Kaplan went on to explain that the palace will house a variety of state institutions and allow for a safer, showier welcome for visiting dignitaries, serving as a symbol of Turkey’s new prestige.
Perhaps Ankara should run with this position and announce that Ak Saray is part of a government initiative to create jobs, spur economic growth and burnish the country’s tarnished image through massively oversized construction projects. Turkey, after all, already has more than half a trillion dollars’ worth of planned, ongoing or recently completed building projects across the country.
The two dozen luxury towers of Maslak 1453, an $8.4 billion residential project along the edge of an Istanbul forest, will make Ak Saray look like a gecekondu (shanty). A few miles away, the $2.5 billion Zorlu Center offers pricey residences, a five-star hotel, a high-end mall and a massive performing arts center.
A rail tunnel under the Bosporus, opened last year, cost about $5 billion. A second, for vehicular traffic, will cost another $2 billion. Istanbul’s third airport, its third bridge across the Bosporus and its new financial center, all under construction, are expected to cost $14 billion, $3.5 billion and $2.6 billion, respectively.
A proposed canal cutting from the Marmara Sea to the Black Sea on Istanbul’s European side could cost as much as $30 billion. Two planned nuclear plants will total $42 billion, and a $3 billion dam and hydroelectric plant and a $3.5 billion irrigation project are under construction in the country’s southeast.
The list goes on, including a hilltop mosque fit for a sultan on Istanbul’s Asian side that may rival Suleimaniye, Turkey’s largest mosque, on completion in 2016. Neo-Ottomans go big, officials from Erdogan’s Justice and Development Party (AKP) could argue, or they go home. “The new Turkey needs to manifest itself in certain ways,” Erdogan said in October.
Critics of the government’s plan might point out that last year’s nationwide protests were sparked in part by hyperconstruction and that infrastructure, housing and even places of worship are necessary, while a 1,000-room palace — paid for by taxpayers — is frivolous.
In response, Erdogan could remind Turks that he has to live somewhere and that he is the country’s leader. And yes, he also needs the $135-million upgrade of his two Ottoman-era mansions in Istanbul and his Mediterranean getaway, as well as the $185 million retrofit of an Airbus for personal use.

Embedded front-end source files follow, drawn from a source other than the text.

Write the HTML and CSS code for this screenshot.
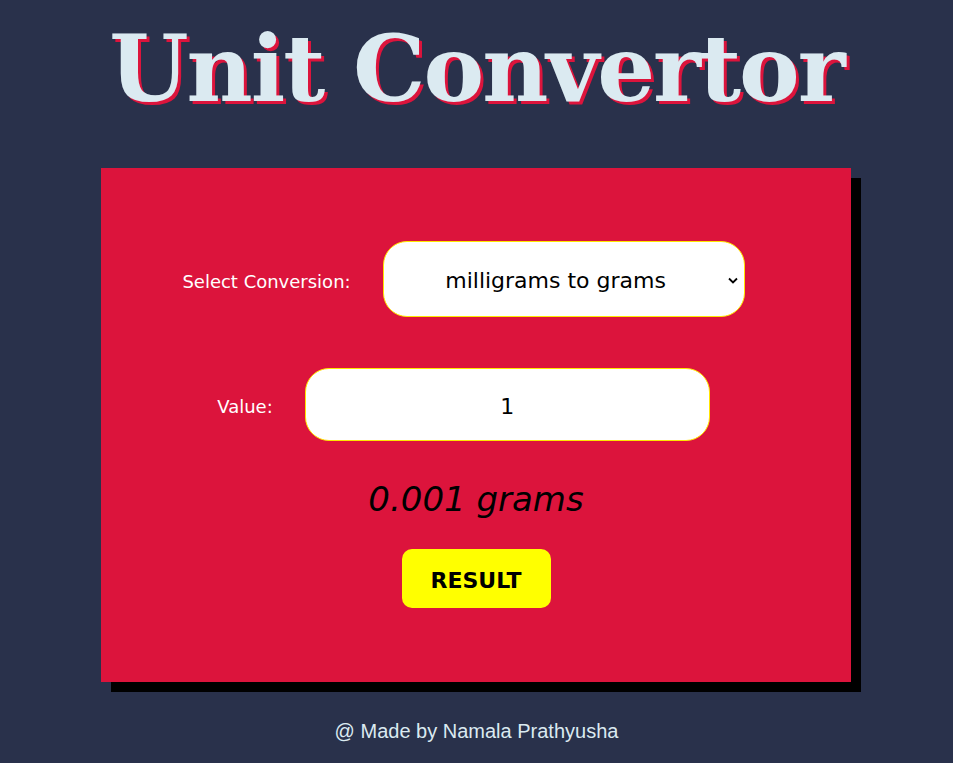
FILE: index.html
```html
<!DOCTYPE html>
<html>
<head>
<meta charset="utf-8">
<link rel="stylesheet" href="styles.css">
</head>
<body>
<h1 class="title">Unit Convertor</h1>
<div class="card">
  <div class="row row-select">
    <label class="label">Select Conversion:</label>
    <div class="select">
      <span class="select-text">milligrams to grams</span>
      <svg class="chev" width="10" height="7" viewBox="0 0 10 7"><path d="M1 1.5 L5 5.5 L9 1.5" fill="none" stroke="#000" stroke-width="1.8"/></svg>
    </div>
  </div>
  <div class="row row-value">
    <label class="label">Value:</label>
    <div class="input">1</div>
  </div>
  <div class="result">0.001 grams</div>
  <button class="btn">RESULT</button>
</div>
<footer class="footer">@ Made by Namala Prathyusha</footer>
</body>
</html>
```
FILE: styles.css
```css
html, body { margin: 0; padding: 0; }
body {
  background: #29314b;
  width: 953px;
  height: 763px;
  overflow: hidden;
  font-family: "Comic Sans MS", "DejaVu Sans", sans-serif;
}
.title {
  margin: 0;
  padding-top: 14px;
  height: 160px;
  box-sizing: border-box;
  text-align: center;
  font-family: "DejaVu Serif", serif;
  font-weight: bold;
  font-size: 91px;
  line-height: 110px;
  letter-spacing: -2px;
  color: #dbeaf1;
  text-shadow: 3px 3px 0 #dc143c;
}
.card {
  margin: 8px 0 0 101px;
  width: 750px;
  height: 514px;
  box-sizing: border-box;
  background: #dc143c;
  box-shadow: 10px 10px 0 #000;
  padding-top: 73px;
  display: flex;
  flex-direction: column;
  align-items: center;
}
.row {
  display: flex;
  align-items: center;
  margin-right: 25px;
}
.label {
  color: #fff;
  font-size: 18px;
  padding-top: 4px;
}
.row-select .label { margin-right: 32px; }
.row-value .label { margin-right: 32px; }
.select {
  width: 362px;
  height: 76px;
  box-sizing: border-box;
  background: #fff;
  border: 1px solid #ffe600;
  border-radius: 24px;
  display: flex;
  align-items: center;
  justify-content: center;
  position: relative;
  font-size: 22px;
  color: #000;
  padding-top: 3px;
  padding-right: 16px;
}
.chev { position: absolute; right: 6px; top: 35px; }
.row-value { margin-top: 51px; }
.input {
  width: 405px;
  height: 73px;
  box-sizing: border-box;
  background: #fff;
  border: 1px solid #ffe600;
  border-radius: 24px;
  display: flex;
  align-items: center;
  justify-content: center;
  font-size: 22px;
  color: #000;
  padding-top: 3px;
}
.result {
  margin-top: 34px;
  font-size: 34px;
  font-style: italic;
  color: #000;
  line-height: 48px;
}
.btn {
  margin-top: 26px;
  width: 149px;
  height: 59px;
  border: none;
  border-radius: 10px;
  background: #ffff00;
  font-family: "Comic Sans MS", "DejaVu Sans", sans-serif;
  font-weight: bold;
  font-size: 22px;
  color: #000;
  padding: 3px 0 0 0;
}
.footer {
  margin-top: 38px;
  text-align: center;
  font-family: "Liberation Sans", Arial, sans-serif;
  font-size: 20px;
  color: #dbeaf1;
}
```
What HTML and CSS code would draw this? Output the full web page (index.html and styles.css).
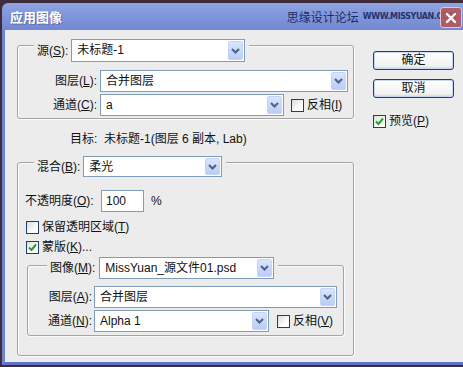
FILE: index.html
```html
<!DOCTYPE html>
<html lang="zh-CN">
<head>
    <meta charset="UTF-8">
    <title>应用图像</title>
    <link rel="stylesheet" href="styles.css">
</head>
<body>
    <div class="window">
        <div class="titlebar">
            <span class="title">应用图像</span>
            <span class="watermark">思缘设计论坛 <b>www.MISSYUAN.COM</b></span>
            <span class="close-btn">
                <svg viewBox="0 0 20 20" width="20" height="20"><path d="M6 6 L14 14 M14 6 L6 14" stroke="#fff" stroke-width="2.4" stroke-linecap="round"/></svg>
            </span>
        </div>

        <div class="dialog">
            <div class="main">
                <!-- source -->
                <div class="group group-source">
                    <div class="legend legend-source">
                        <span class="lbl">源(<u>S</u>):</span>
                        <div class="combo combo-src">
                            <span class="combo-value">未标题-1</span>
                            <span class="combo-btn"><svg viewBox="0 0 9 6" width="9" height="6"><path d="M1 1 L4.5 4.5 L8 1" /></svg></span>
                        </div>
                    </div>
                    <div class="row row-first">
                        <span class="row-label lbl-src">图层(<u>L</u>):</span>
                        <div class="combo combo-src-layer">
                            <span class="combo-value">合并图层</span>
                            <span class="combo-btn"><svg viewBox="0 0 9 6" width="9" height="6"><path d="M1 1 L4.5 4.5 L8 1" /></svg></span>
                        </div>
                    </div>
                    <div class="row">
                        <span class="row-label lbl-src">通道(<u>C</u>):</span>
                        <div class="combo combo-src-channel">
                            <span class="combo-value">a</span>
                            <span class="combo-btn"><svg viewBox="0 0 9 6" width="9" height="6"><path d="M1 1 L4.5 4.5 L8 1" /></svg></span>
                        </div>
                        <label class="check check-invert-src"><span class="box"></span>反相(<u>I</u>)</label>
                    </div>
                </div>

                <div class="target">目标:&nbsp; 未标题-1(图层 6 副本, Lab)</div>

                <!-- blending -->
                <div class="group group-blend">
                    <div class="legend legend-blend">
                        <span class="lbl">混合(<u>B</u>):</span>
                        <div class="combo combo-blend">
                            <span class="combo-value">柔光</span>
                            <span class="combo-btn"><svg viewBox="0 0 9 6" width="9" height="6"><path d="M1 1 L4.5 4.5 L8 1" /></svg></span>
                        </div>
                    </div>
                    <div class="opacity-row">
                        <span class="opacity-label">不透明度(<u>O</u>):</span>
                        <span class="text-input">100</span>
                        <span class="percent">%</span>
                    </div>
                    <label class="check check-row check-first"><span class="box"></span>保留透明区域(<u>T</u>)</label>
                    <label class="check check-row"><span class="box checked"><svg viewBox="0 0 11 11" width="11" height="11"><path d="M2 5.5 L4.5 8 L9 2.5" /></svg></span>蒙版(<u>K</u>)...</label>

                    <!-- mask -->
                    <div class="group group-mask">
                        <div class="legend legend-mask">
                            <span class="lbl">图像(<u>M</u>):</span>
                            <div class="combo combo-mask">
                                <span class="combo-value">MissYuan_源文件01.psd</span>
                                <span class="combo-btn"><svg viewBox="0 0 9 6" width="9" height="6"><path d="M1 1 L4.5 4.5 L8 1" /></svg></span>
                            </div>
                        </div>
                        <div class="row row-mask-first">
                            <span class="row-label lbl-mask">图层(<u>A</u>):</span>
                            <div class="combo combo-mask-layer">
                                <span class="combo-value">合并图层</span>
                                <span class="combo-btn"><svg viewBox="0 0 9 6" width="9" height="6"><path d="M1 1 L4.5 4.5 L8 1" /></svg></span>
                            </div>
                        </div>
                        <div class="row">
                            <span class="row-label lbl-mask">通道(<u>N</u>):</span>
                            <div class="combo combo-mask-channel">
                                <span class="combo-value">Alpha 1</span>
                                <span class="combo-btn"><svg viewBox="0 0 9 6" width="9" height="6"><path d="M1 1 L4.5 4.5 L8 1" /></svg></span>
                            </div>
                            <label class="check check-invert-mask"><span class="box"></span>反相(<u>V</u>)</label>
                        </div>
                    </div>
                </div>
            </div>

            <div class="side">
                <button class="xp-btn">确定</button>
                <button class="xp-btn btn-cancel">取消</button>
                <label class="check check-preview"><span class="box checked"><svg viewBox="0 0 11 11" width="11" height="11"><path d="M2 5.5 L4.5 8 L9 2.5" /></svg></span>预览(<u>P</u>)</label>
            </div>
        </div>
    </div>
</body>
</html>
```

FILE: styles.css
```css
/* XP style "Apply Image" dialog */
body {
    margin: 0;
    background: #3f2c3a;
    font-family: "Liberation Sans", "Noto Sans CJK SC", sans-serif;
    font-size: 12px;
    line-height: 16px;
    color: #111;
    overflow: hidden;
}

.window {
    padding: 3px 0 0 2px;
    width: 461px;
}

.titlebar {
    position: relative;
    height: 27px;
    display: flex;
    align-items: center;
    background: linear-gradient(#8ea3e1, #7c93d8 60%, #7289d2);
    border-radius: 6px 0 0 0;
}

.title {
    margin-left: 8px;
    font-family: "Noto Sans CJK SC", sans-serif;
    font-size: 13px;
    font-weight: 700;
    color: #fff;
    text-shadow: 1px 1px 0 #5a6cad;
}

.watermark {
    margin-left: auto;
    margin-right: 7px;
    font-family: "Noto Sans CJK SC", sans-serif;
    font-size: 12px;
    color: #1d2b6b;
    display: flex;
    align-items: center;
    gap: 4px;
}

.watermark b {
    font-family: "DejaVu Sans", sans-serif;
    font-size: 8px;
    letter-spacing: -0.4px;
    text-transform: uppercase;
    color: #27336e;
}

.close-btn {
    position: absolute;
    right: 1px;
    top: 4px;
    width: 20px;
    height: 19px;
    border-radius: 3px;
    background: rgba(180, 86, 88, 0.88);
    border: 1px solid #e3c4cf;
    display: flex;
    align-items: center;
    justify-content: center;
}

.dialog {
    display: flex;
    height: 332px;
    background: #ececec;
    border-left: 3px solid #7085cf;
    border-bottom: 3px solid #5f72c4;
}

.main {
    width: 349px;
    flex-shrink: 0;
    padding-left: 12px;
    box-sizing: border-box;
}

/* group boxes */
.group {
    border: 1px solid #a4a4a4;
    border-radius: 3px;
    box-shadow: inset 1px 1px 0 #fbfbfb, 1px 1px 0 #fbfbfb;
}

.group-source {
    margin-top: 15px;
    padding-bottom: 2px;
}

.group-blend {
    margin-top: 15px;
    height: 194px;
    box-sizing: border-box;
}

.group-mask {
    margin: 8px 9px 0 9px;
    padding-bottom: 3px;
}

.legend {
    display: flex;
    align-items: center;
    width: max-content;
    background: #ececec;
    padding: 0 4px 0 3px;
}

.legend-source { margin: -7px 0 0 16px; }
.legend-blend { margin: -7px 0 0 16px; }
.legend-mask { margin: -9px 0 0 19px; }

.lbl { margin-right: 3px; }
.legend-mask .lbl { margin-right: 4px; }

u { text-decoration: underline; text-underline-offset: 1px; }

/* combo boxes */
.combo {
    display: flex;
    height: 22px;
    box-sizing: border-box;
    border: 1px solid #7f9db9;
    background: #fff;
}

.combo-value {
    flex: 1;
    padding-left: 5px;
    line-height: 20px;
    white-space: nowrap;
    overflow: hidden;
}

.combo-btn {
    width: 15px;
    margin: 1px;
    border-radius: 2px;
    background: linear-gradient(#dbe5fc, #b9cdf6);
    border: 1px solid #c3d3f6;
    box-sizing: border-box;
    display: flex;
    align-items: center;
    justify-content: center;
}

.combo-btn path {
    fill: none;
    stroke: #4d6185;
    stroke-width: 2;
}

.combo-src { width: 174px; height: 23px; }
.combo-src-layer { width: 248px; }
.combo-src-channel { width: 184px; }
.combo-blend { width: 139px; height: 21px; }
.combo-mask { width: 175px; }
.combo-mask-layer { width: 243px; }
.combo-mask-channel { width: 175px; }

/* rows */
.row {
    display: flex;
    align-items: center;
    margin-top: 2px;
}

.row-first { margin-top: 8px; }
.row-mask-first { margin-top: 7px; }

.row-label {
    text-align: right;
    white-space: nowrap;
}

.lbl-src { width: 79px; margin-right: 3px; }
.lbl-mask { width: 64px; margin-right: 2px; }

.target {
    margin-top: 12px;
    padding-left: 53px;
    line-height: 16px;
}

.opacity-row {
    display: flex;
    align-items: center;
    margin-top: 13px;
    padding-left: 7px;
}

.opacity-label { width: 76px; white-space: nowrap; }

.text-input {
    width: 43px;
    height: 22px;
    box-sizing: border-box;
    border: 1px solid #7f9db9;
    background: #fff;
    padding-left: 4px;
    line-height: 20px;
}

.percent { margin-left: 7px; }

/* checkboxes */
.check {
    display: flex;
    align-items: center;
    white-space: nowrap;
}

.box {
    width: 13px;
    height: 13px;
    box-sizing: border-box;
    border: 1px solid #1c3f6e;
    background: linear-gradient(135deg, #dcdcd7, #fff 70%);
    margin-right: 3px;
    display: flex;
    align-items: center;
    justify-content: center;
}

.box path {
    fill: none;
    stroke: #21a121;
    stroke-width: 2;
}

.check-row {
    height: 20px;
    padding-left: 8px;
}

.check-first { margin-top: 5px; }

.check-invert-src { margin-left: 7px; }
.check-invert-mask { margin-left: 8px; }

/* right column */
.side {
    margin-left: 19px;
    display: flex;
    flex-direction: column;
    align-items: flex-start;
}

.xp-btn {
    width: 81px;
    height: 19px;
    margin-top: 21px;
    padding: 0;
    font: inherit;
    line-height: 15px;
    color: #111;
    border: 1px solid #1f3f78;
    border-radius: 3px;
    background: linear-gradient(#ffffff, #f2f2ee 80%, #d8d8d0);
    box-shadow: inset 0 0 0 1px #c8d6f4;
}

.btn-cancel { margin-top: 9px; }

.check-preview { margin-top: 15px; }
```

Embracing his inner populist, the president could add that every Turk deserves a palace to call his own — perhaps not one on the scale of Ak Saray but a comfortable, modern home. Toward that end, Ankara has launched a $400 billion national initiative to knock down or reinforce all homes at risk of earthquake damage over the next two decades.
This will mean rebuilding more than a third of Turkey’s housing — about 6.5 million housing units. The first phase, involving 14,000 buildings across 50 Istanbul neighborhoods, has already begun.
Taking a lead role in the initiative is Turkey’s public housing agency, TOKI, which could also head up the palatial stimulus package.
It reports to the prime minister’s office and has over the past decade built some 600,000 homes across Turkey. It can alter zoning plans on a whim and, thanks to recent legislation, ignore environmental concerns.
TOKI developed $7 billion worth of land in 2012 and has near zero financial oversight and a bevy of government-friendly construction firms at its beck and call. It has built malls and mosques when politically advantageous. According to a recent report from Hurriyet, it has also built homes for high-ranking AKP officials.
It even has experience with luxury, partnering with Turkey’s largest real estate firm to build Maslak 1453 and providing a $140 million loan for the construction of Ak Saray. Of course, some Turks may not appreciate the public housing agency’s predilection for grand estates.
“We need to question whether TOKİ's projects really target and provide the financing of the housing projects for lower- and middle-income groups,” Bulent Tuna, then-president of the Union of Chambers of Turkish Engineers and Architects, said in 2008. “It needs to be supervised to reveal whether the organization acts in accordance with the criteria of economic efficiency and profitability.”
And yes, TOKI may have a tendency to fill the pockets of the powerful. Aykut Erdogdu, an opposition parliamentarian from Istanbul, published a report in 2012 alleging corruption in TOKI to the tune of nearly $400 million. Many key figures in a vast corruption probe launched a year ago (and since dismissed) were involved in real estate and development. Turkey’s leading business association just released a survey of businessmen expressing concern over systemic and increasing corruption, particularly in the construction sector, and in the past year no country fell further in Transparency International's corruption index than Turkey.
Yet Turkish voters have shown time and again that abuses of power bother them only when they coincide with economic malaise. The country’s recent economic boom was in part fueled by construction. With growth slowed, the government could say it needs to invest more heavily in the sector, especially if it hopes to achieve its dream of becoming one the world’s top economies by the centennial of the republic in 2023.
Sure, a recent International Monetary Fund paper found that when construction represents 9 percent or more of GDP, as is nearly the case in today’s Turkey, it can lead to economic trouble. And OK, in early 2014 housing sales in Turkey dropped 10 percent from the year before, even as building permits were issued for nearly 90 percent more construction, prompting many analysts to warn of a housing bubble.
But like most international coverage of Turkey, that’s just hot air. The presidential palace is real — and enormous. You can’t visit it, but you could have your very own. It won’t include sycamore and hornbeam trees imported from Germany, but it will be just as strong a symbol of the new Turkey.